| SUPPLIED MATERIAL |

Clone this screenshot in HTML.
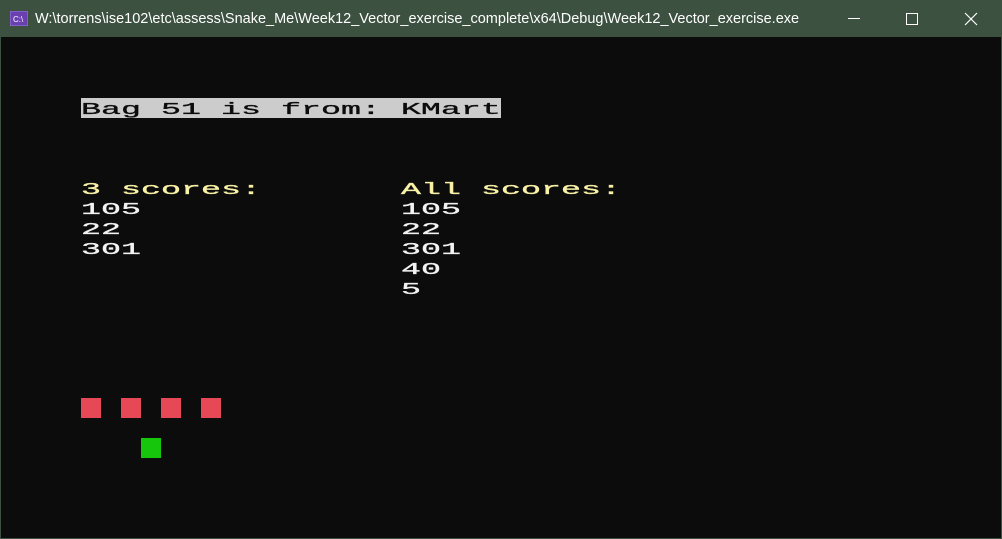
<!DOCTYPE html>
<html><head><style>
body{margin:0;width:1002px;height:539px;overflow:hidden;background:#3c5140;position:relative;font-family:"Liberation Sans",sans-serif}
.con{position:absolute;left:1px;top:37px;width:1000px;height:501px;background:#0c0c0c}
.t{position:absolute;font-family:"Liberation Mono",monospace;font-size:17px;line-height:20px;height:20px;white-space:pre;transform-origin:0 0;transform:translateY(3px) scaleX(1.96);font-weight:normal;-webkit-text-stroke:0.3px currentColor}
.w{color:#f2f2f2}.y{color:#f9f1a5}
.sq{position:absolute;width:20px;height:20px}
</style></head><body>
<svg style="position:absolute;left:10px;top:11px" width="18" height="15"><rect x="0" y="0" width="18" height="15" fill="#6a3fb0" stroke="#9b7ee0"/><text x="3" y="11" font-size="8" fill="#fff" font-family="Liberation Sans">C:\</text></svg>
<div style="position:absolute;left:35px;top:10px;color:#fff;font-size:14.5px;line-height:18px">W:\torrens\ise102\etc\assess\Snake_Me\Week12_Vector_exercise_complete\x64\Debug\Week12_Vector_exercise.exe</div>
<div style="position:absolute;left:848px;top:18px;width:12px;height:1px;background:#fff"></div>
<div style="position:absolute;left:906px;top:13px;width:10px;height:10px;border:1px solid #fff"></div>
<svg style="position:absolute;left:964px;top:12px" width="14" height="14"><path d="M1 1L13 13M13 1L1 13" stroke="#fff" stroke-width="1.2"/></svg>
<div class="con"></div>
<div style="position:absolute;left:81px;top:98px;width:420px;height:20px;background:#cccccc"></div>
<div class="t" style="left:81px;top:98px;color:#0c0c0c">Bag 51 is from: KMart</div>
<div class="t y" style="left:81px;top:178px">3 scores:</div>
<div class="t w" style="left:81px;top:198px">105</div>
<div class="t w" style="left:81px;top:218px">22</div>
<div class="t w" style="left:81px;top:238px">301</div>
<div class="t y" style="left:401px;top:178px">All scores:</div>
<div class="t w" style="left:401px;top:198px">105</div>
<div class="t w" style="left:401px;top:218px">22</div>
<div class="t w" style="left:401px;top:238px">301</div>
<div class="t w" style="left:401px;top:258px">40</div>
<div class="t w" style="left:401px;top:278px">5</div>
<div class="sq" style="left:81px;top:398px;background:#e74856"></div>
<div class="sq" style="left:121px;top:398px;background:#e74856"></div>
<div class="sq" style="left:161px;top:398px;background:#e74856"></div>
<div class="sq" style="left:201px;top:398px;background:#e74856"></div>
<div class="sq" style="left:141px;top:438px;background:#16c60c"></div>
</body></html>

| TASK TO COMPLETE |
Copy out each line exactly, without the pictures.

| SOLUTION TO THIS EXERCISE |
Clone this screenshot in HTML.
<!DOCTYPE html>
<html><head><style>
body{margin:0;width:1002px;height:539px;overflow:hidden;background:#3c5140;position:relative;font-family:"Liberation Sans",sans-serif}
.con{position:absolute;left:1px;top:37px;width:1000px;height:501px;background:#0c0c0c}
.t{position:absolute;font-family:"Liberation Mono",monospace;font-size:17px;line-height:20px;height:20px;white-space:pre;transform-origin:0 0;transform:translateY(3px) scaleX(1.96);font-weight:normal;-webkit-text-stroke:0.3px currentColor}
.w{color:#f2f2f2}.y{color:#f9f1a5}
.sq{position:absolute;width:20px;height:20px}
</style></head><body>
<svg style="position:absolute;left:10px;top:11px" width="18" height="15"><rect x="0" y="0" width="18" height="15" fill="#6a3fb0" stroke="#9b7ee0"/><text x="3" y="11" font-size="8" fill="#fff" font-family="Liberation Sans">C:\</text></svg>
<div style="position:absolute;left:35px;top:10px;color:#fff;font-size:14.5px;line-height:18px">W:\torrens\ise102\etc\assess\Snake_Me\Week12_Vector_exercise_complete\x64\Debug\Week12_Vector_exercise.exe</div>
<div style="position:absolute;left:848px;top:18px;width:12px;height:1px;background:#fff"></div>
<div style="position:absolute;left:906px;top:13px;width:10px;height:10px;border:1px solid #fff"></div>
<svg style="position:absolute;left:964px;top:12px" width="14" height="14"><path d="M1 1L13 13M13 1L1 13" stroke="#fff" stroke-width="1.2"/></svg>
<div class="con"></div>
<div style="position:absolute;left:81px;top:98px;width:420px;height:20px;background:#cccccc"></div>
<div class="t" style="left:81px;top:98px;color:#0c0c0c">Bag 51 is from: KMart</div>
<div class="t y" style="left:81px;top:178px">3 scores:</div>
<div class="t w" style="left:81px;top:198px">105</div>
<div class="t w" style="left:81px;top:218px">22</div>
<div class="t w" style="left:81px;top:238px">301</div>
<div class="t y" style="left:401px;top:178px">All scores:</div>
<div class="t w" style="left:401px;top:198px">105</div>
<div class="t w" style="left:401px;top:218px">22</div>
<div class="t w" style="left:401px;top:238px">301</div>
<div class="t w" style="left:401px;top:258px">40</div>
<div class="t w" style="left:401px;top:278px">5</div>
<div class="sq" style="left:81px;top:398px;background:#e74856"></div>
<div class="sq" style="left:121px;top:398px;background:#e74856"></div>
<div class="sq" style="left:161px;top:398px;background:#e74856"></div>
<div class="sq" style="left:201px;top:398px;background:#e74856"></div>
<div class="sq" style="left:141px;top:438px;background:#16c60c"></div>
</body></html>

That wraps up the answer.